The request:
Repeat, exactly and in full, the lines of the listing below, but without any pictures.

Source material:
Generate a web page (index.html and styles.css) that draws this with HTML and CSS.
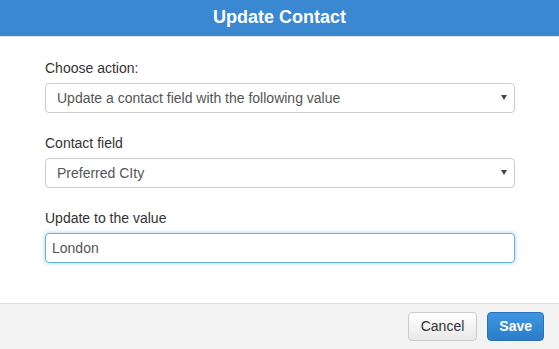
FILE: index.html
```html
<!DOCTYPE html>
<html>
<head>
<meta charset="utf-8">
<title>Update Contact</title>
<link rel="stylesheet" href="styles.css">
</head>
<body>
<div class="dialog">
  <div class="dialog-header">Update Contact</div>
  <div class="dialog-body">
    <div class="field">
      <label class="field-label">Choose action:</label>
      <div class="select-wrap">
        <div class="select">Update a contact field with the following value</div>
      </div>
    </div>
    <div class="field">
      <label class="field-label">Contact field</label>
      <div class="select-wrap">
        <div class="select">Preferred CIty</div>
      </div>
    </div>
    <div class="field">
      <label class="field-label">Update to the value</label>
      <div class="text-input">London</div>
    </div>
  </div>
  <div class="dialog-footer">
    <button class="btn btn-default">Cancel</button>
    <button class="btn btn-primary">Save</button>
  </div>
</div>
</body>
</html>
```

FILE: styles.css
```css
html, body {
  margin: 0;
  padding: 0;
  background: #ffffff;
}
body {
  font-family: "Liberation Sans", Arial, sans-serif;
  font-size: 14px;
  color: #333333;
}
.dialog {
  width: 559px;
  height: 349px;
  display: flex;
  flex-direction: column;
  overflow: hidden;
}
.dialog-header {
  height: 36px;
  line-height: 34px;
  background: #3a88d1;
  color: #ffffff;
  font-weight: bold;
  font-size: 18px;
  text-align: center;
  border-bottom: 1px solid #e2e2e2;
}
.dialog-body {
  flex: 1;
  padding: 21px 44px 20px 45px;
}
.field {
  margin-bottom: 20px;
}
.field-label {
  display: block;
  line-height: 20px;
  margin-bottom: 5px;
  color: #333333;
}
.select-wrap {
  position: relative;
}
.select-wrap::after {
  content: "";
  position: absolute;
  right: 8px;
  top: 12px;
  width: 0;
  height: 0;
  border-left: 3px solid transparent;
  border-right: 3px solid transparent;
  border-top: 5px solid #444444;
}
.select, .text-input {
  box-sizing: border-box;
  height: 30px;
  line-height: 28px;
  border: 1px solid #cccccc;
  border-radius: 4px;
  color: #555555;
  background: #ffffff;
}
.select {
  padding-left: 11px;
}
.text-input {
  padding-left: 6px;
  border-color: #66afe9;
  box-shadow: 0 0 4px rgba(102, 175, 233, 0.6);
}
.dialog-footer {
  height: 46px;
  box-sizing: border-box;
  border-top: 1px solid #dddddd;
  background: #f3f3f3;
  padding: 8px 15px 8px 0;
  display: flex;
  justify-content: flex-end;
  align-items: flex-start;
  gap: 10px;
}
.btn {
  font-family: "Liberation Sans", Arial, sans-serif;
  font-size: 14px;
  line-height: 19px;
  padding: 4px 12px;
  border-radius: 4px;
  border: 1px solid #cccccc;
  margin: 0;
}
.btn-default {
  color: #333333;
  background: linear-gradient(#ffffff, #e8e8e8);
  border-color: #cccccc;
}
.btn-primary {
  color: #ffffff;
  font-weight: bold;
  background: linear-gradient(#3e96e0, #2b7cca);
  border-color: #2a72ba;
  padding: 4px 11px;
}
```
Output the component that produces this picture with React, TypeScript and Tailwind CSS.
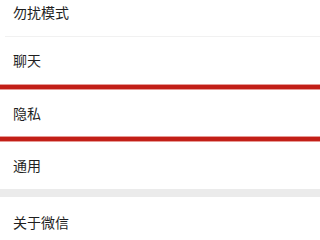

Written answer:
Generate a web page (index.html and styles.css) that draws this with HTML and CSS.
FILE: index.html
```html
<!DOCTYPE html>
<html>
<head>
<meta charset="utf-8">
<title>Update Contact</title>
<link rel="stylesheet" href="styles.css">
</head>
<body>
<div class="dialog">
  <div class="dialog-header">Update Contact</div>
  <div class="dialog-body">
    <div class="field">
      <label class="field-label">Choose action:</label>
      <div class="select-wrap">
        <div class="select">Update a contact field with the following value</div>
      </div>
    </div>
    <div class="field">
      <label class="field-label">Contact field</label>
      <div class="select-wrap">
        <div class="select">Preferred CIty</div>
      </div>
    </div>
    <div class="field">
      <label class="field-label">Update to the value</label>
      <div class="text-input">London</div>
    </div>
  </div>
  <div class="dialog-footer">
    <button class="btn btn-default">Cancel</button>
    <button class="btn btn-primary">Save</button>
  </div>
</div>
</body>
</html>
```

FILE: styles.css
```css
html, body {
  margin: 0;
  padding: 0;
  background: #ffffff;
}
body {
  font-family: "Liberation Sans", Arial, sans-serif;
  font-size: 14px;
  color: #333333;
}
.dialog {
  width: 559px;
  height: 349px;
  display: flex;
  flex-direction: column;
  overflow: hidden;
}
.dialog-header {
  height: 36px;
  line-height: 34px;
  background: #3a88d1;
  color: #ffffff;
  font-weight: bold;
  font-size: 18px;
  text-align: center;
  border-bottom: 1px solid #e2e2e2;
}
.dialog-body {
  flex: 1;
  padding: 21px 44px 20px 45px;
}
.field {
  margin-bottom: 20px;
}
.field-label {
  display: block;
  line-height: 20px;
  margin-bottom: 5px;
  color: #333333;
}
.select-wrap {
  position: relative;
}
.select-wrap::after {
  content: "";
  position: absolute;
  right: 8px;
  top: 12px;
  width: 0;
  height: 0;
  border-left: 3px solid transparent;
  border-right: 3px solid transparent;
  border-top: 5px solid #444444;
}
.select, .text-input {
  box-sizing: border-box;
  height: 30px;
  line-height: 28px;
  border: 1px solid #cccccc;
  border-radius: 4px;
  color: #555555;
  background: #ffffff;
}
.select {
  padding-left: 11px;
}
.text-input {
  padding-left: 6px;
  border-color: #66afe9;
  box-shadow: 0 0 4px rgba(102, 175, 233, 0.6);
}
.dialog-footer {
  height: 46px;
  box-sizing: border-box;
  border-top: 1px solid #dddddd;
  background: #f3f3f3;
  padding: 8px 15px 8px 0;
  display: flex;
  justify-content: flex-end;
  align-items: flex-start;
  gap: 10px;
}
.btn {
  font-family: "Liberation Sans", Arial, sans-serif;
  font-size: 14px;
  line-height: 19px;
  padding: 4px 12px;
  border-radius: 4px;
  border: 1px solid #cccccc;
  margin: 0;
}
.btn-default {
  color: #333333;
  background: linear-gradient(#ffffff, #e8e8e8);
  border-color: #cccccc;
}
.btn-primary {
  color: #ffffff;
  font-weight: bold;
  background: linear-gradient(#3e96e0, #2b7cca);
  border-color: #2a72ba;
  padding: 4px 11px;
}
```
Output the component that produces this picture with React, TypeScript and Tailwind CSS.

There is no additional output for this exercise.